1) Game load time: 76-78 seconds
2) Free play load time: 53-56 seconds
3) Exit free play time: 45 seconds
That's almost worse than using the HDD with a faster CPU, though the combination of hard drive and Core i3-8100 (or a similarly slow CPU) would increase load times even more. The main point here is that even the fastest storage can only take you so far if you have a slow processor. And with Anthem, as I'll show in our upcoming performance analysis, you definitely benefit from having something better than a 4-core/4-thread processor.
Also worth noting is that subsequent runs didn't seem to get much faster. The limiting factor here is the CPU speed, not the storage (or at least, not primarily the storage).
Thoughts on Anthem load times
Given the excessive amount of loading screens, trimming down how long you see each one is a great quality of life improvement for Anthem. The initial patch has shaved off about 20 seconds for launching a mission on an SSD or HDD from my testing. But you know what would be better? Get rid of some of the screens.

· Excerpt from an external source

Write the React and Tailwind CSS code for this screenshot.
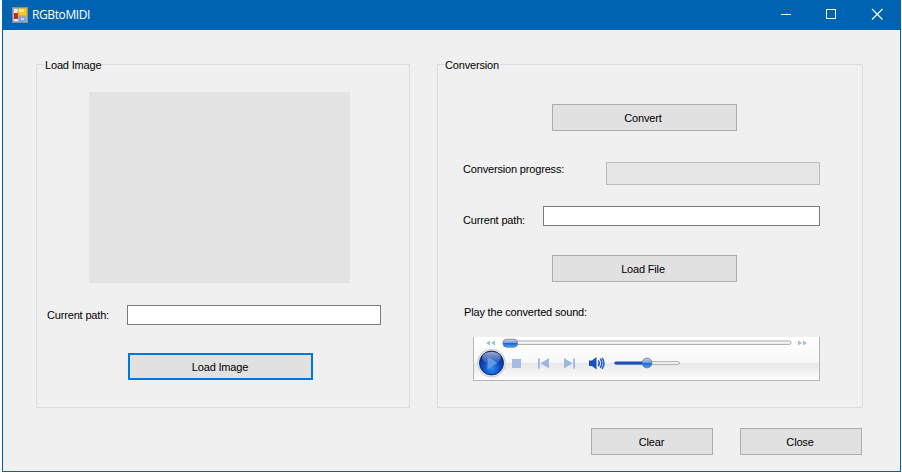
const labelFont = "font-['Liberation_Sans',Arial,sans-serif] text-[11px] tracking-[-0.17px] text-black";

function Btn({ children, className = "" }) {
  return (
    <button className={`w-[185px] h-[27px] shrink-0 pt-[1px] bg-[#e1e1e1] border border-[#adadad] flex items-center justify-center ${labelFont} ${className}`}>
      {children}
    </button>
  );
}

function Field({ className = "" }) {
  return <div className={`h-[20px] bg-white border border-[#7a7a7a] shrink-0 ${className}`} />;
}

function Group({ title, className = "", legendClass = "", children }) {
  return (
    <section className={`relative h-[344px] shrink-0 border border-[#dcdcdc] ${className}`}>
      <span className={`absolute -top-[7px] bg-[#f0f0f0] px-[1px] leading-[14px] ${labelFont} ${legendClass}`}>{title}</span>
      {children}
    </section>
  );
}

function AppIcon() {
  return (
    <svg width="16" height="16" viewBox="0 0 16 16" className="shrink-0">
      <rect x="0.5" y="0.5" width="15" height="15" fill="#9fb1c4" stroke="#8a8f96" />
      <rect x="2" y="2" width="4" height="12" fill="#e9edf1" />
      <rect x="2" y="6" width="4" height="6" fill="#c9261e" />
      <rect x="6" y="1" width="9" height="8" fill="#f7c531" stroke="#c8901c" strokeWidth="0.6" />
      <rect x="7" y="2" width="5" height="3" fill="#fde88f" />
      <rect x="7" y="10" width="7" height="5" fill="#7ba4e8" />
      <rect x="9" y="11" width="3" height="2" fill="#c4d8f8" />
    </svg>
  );
}

function Player() {
  return (
    <div className="ml-[35px] mt-[18px] w-[347px] h-[44px] bg-white border-x border-b border-[#b5b5b5] overflow-hidden">
      <svg width="345" height="43" viewBox="474 337 345 43" className="block">
        <defs>
          <linearGradient id="band" x1="0" y1="0" x2="0" y2="1">
            <stop offset="0" stopColor="#ffffff" />
            <stop offset="0.58" stopColor="#f8f8f8" />
            <stop offset="0.62" stopColor="#e8e8e8" />
            <stop offset="1" stopColor="#fdfdfd" />
          </linearGradient>
          <radialGradient id="orb" cx="0.5" cy="0.72" r="0.7">
            <stop offset="0" stopColor="#2f8cf2" />
            <stop offset="0.55" stopColor="#0c47bb" />
            <stop offset="1" stopColor="#06237c" />
          </radialGradient>
          <linearGradient id="thumb" x1="0" y1="0" x2="0" y2="1">
            <stop offset="0" stopColor="#c9d3e6" />
            <stop offset="0.45" stopColor="#7d9ad0" />
            <stop offset="0.5" stopColor="#1b63d8" />
            <stop offset="1" stopColor="#4da2f5" />
          </linearGradient>
          <linearGradient id="gloss" x1="0" y1="0" x2="0" y2="1">
            <stop offset="0" stopColor="#ffffff" stopOpacity="0.6" />
            <stop offset="1" stopColor="#ffffff" stopOpacity="0.03" />
          </linearGradient>
          <filter id="soft" x="-5%" y="-5%" width="110%" height="110%">
            <feGaussianBlur stdDeviation="0.3" />
          </filter>
        </defs>
        <rect x="474" y="337" width="345" height="43" fill="url(#band)" />
        <g filter="url(#soft)">
          <path d="M490 340.5v5l-4-2.5zM495 340.5v5l-4-2.5z" fill="#a0bde2" />
          <path d="M798 340.5v5l4-2.5zM803 340.5v5l4-2.5z" fill="#a0bde2" />
          <rect x="503.5" y="341" width="287.5" height="3.4" rx="1.7" fill="#f6f6f6" stroke="#a0a0a0" strokeWidth="0.9" />
          <rect x="503" y="339.2" width="14.5" height="8" rx="3.6" fill="url(#thumb)" stroke="#52709f" strokeWidth="0.7" />

          <circle cx="491.5" cy="363" r="14" fill="#e4e6ea" stroke="#c3c6cc" strokeWidth="0.8" />
          <circle cx="491.5" cy="363" r="12" fill="url(#orb)" stroke="#06195e" strokeWidth="0.8" />
          <ellipse cx="491.5" cy="357.8" rx="9.5" ry="6" fill="url(#gloss)" />
          <path d="M487.5 356.5l10 6.5-10 6.5z" fill="#6f9fe3" fillOpacity="0.85" />

          <rect x="512" y="359" width="9" height="9" fill="#a7bce0" />
          <path d="M538 358.5h1.8v10H538zM549 358v10.5l-8.5-5.2z" fill="#9db8df" />
          <path d="M575 358.5h-1.8v10h1.8zM564 358v10.5l8.5-5.2z" fill="#9db8df" />

          <path d="M589 360.5h3l4.5-3.5v12.5l-4.5-3.5h-3z" fill="#1650c0" />
          <path d="M598.3 360.3q2 3 0 6M600.3 358.8q3.2 4.5 0 9.2M602.2 357.8q3.6 5.6 0 11" fill="none" stroke="#1f5cc6" strokeWidth="1.5" />

          <rect x="614.5" y="361.6" width="65" height="2.8" rx="1.4" fill="#f4f4f4" stroke="#a0a0a0" strokeWidth="0.8" />
          <rect x="614.5" y="361.8" width="32" height="2.6" rx="1.3" fill="#1550c8" />
          <circle cx="647" cy="363" r="4.9" fill="url(#thumb)" stroke="#52709f" strokeWidth="0.7" />
        </g>
      </svg>
    </div>
  );
}

export default function App() {
  return (
    <div className="w-[902px] h-[473px] bg-white overflow-hidden">
      <div className="ml-[2px] w-[899px] h-[472px] flex flex-col bg-[#f0f0f0] border-x border-b border-[#0063b1]">
        <header className="h-[30px] shrink-0 -mx-[1px] bg-[#0063b1] flex items-center pl-[10px] text-white">
          <AppIcon />
          <span className="ml-[4px] font-['Open_Sans',sans-serif] text-[12px] tracking-[-0.4px]">RGBtoMIDI</span>
          <div className="ml-auto flex items-center h-full">
            <svg width="45" height="30" viewBox="0 0 45 30"><rect x="15" y="14" width="10" height="1" fill="#fff" /></svg>
            <svg width="45" height="30" viewBox="0 0 45 30"><rect x="15.5" y="9.5" width="9" height="9" fill="none" stroke="#fff" /></svg>
            <svg width="45" height="30" viewBox="0 0 45 30"><path d="M16 9l10.5 10.5M26.5 9L16 19.5" stroke="#fff" strokeWidth="1.1" /></svg>
          </div>
        </header>

        <main className="flex-1 flex flex-col pl-[33px] pr-[38px] pt-[34px]">
          <div className="flex gap-[27px]">
            <Group title="Load Image" legendClass="left-[7px]" className="w-[374px] flex flex-col">
              <div className="ml-[52px] mt-[27px] w-[261px] h-[191px] bg-[#e3e3e3]" />
              <div className="flex items-center mt-[22px] pl-[10px]">
                <span className={`w-[80px] ${labelFont}`}>Current path:</span>
                <Field className="w-[254px]" />
              </div>
              <Btn className="ml-[91px] mt-[28px] !border-2 !border-[#0078d7] pr-[1px]">Load Image</Btn>
            </Group>

            <Group title="Conversion" legendClass="left-[6px]" className="w-[426px] flex flex-col">
              <Btn className="ml-[114px] mt-[39px] pr-[3px]">Convert</Btn>
              <div className="flex items-center mt-[31px] pl-[25px]">
                <span className={`w-[143px] -mt-[9px] leading-[14px] ${labelFont}`}>Conversion progress:</span>
                <div className="w-[214px] h-[23px] bg-[#e6e6e6] border border-[#bcbcbc]" />
              </div>
              <div className="flex items-center mt-[21px] pl-[25px]">
                <span className={`w-[80px] mt-[9px] leading-[11px] ${labelFont}`}>Current path:</span>
                <Field className="w-[277px]" />
              </div>
              <Btn className="ml-[114px] mt-[29px] pr-[3px]">Load File</Btn>
              <span className={`ml-[26px] mt-[23px] leading-[14px] ${labelFont}`}>Play the converted sound:</span>
              <Player />
            </Group>
          </div>

          <div className="flex justify-end gap-[27px] mt-[20px]">
            <Btn className="!w-[122px] pr-[1px]">Clear</Btn>
            <Btn className="!w-[122px] pr-[2px]">Close</Btn>
          </div>
        </main>
      </div>
    </div>
  );
}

Given how long it takes to launch into the free play mode, when you die (which is inevitable in games like this), I'm not sure why a full reload has to happen for you to spawn back at your last 'base' location. I also don't know why there's a "Press [Space] to resume" message at the start of the game, since most of the time you don't have any other choice. Maybe just show that screen if the system detects a mission in progress, and allow you to rejoin, or otherwise drop you straight into Fort Tarsis.
It's little things like this that make me shake my head. And the good news is that most of them can be addressed with future patches. Maybe even the stale environment of Fort Tarsis can be improved, and a fast travel system could let us skip all the walking around, but let's not be too optimistic. For better or worse, this is the Anthem that launches this week.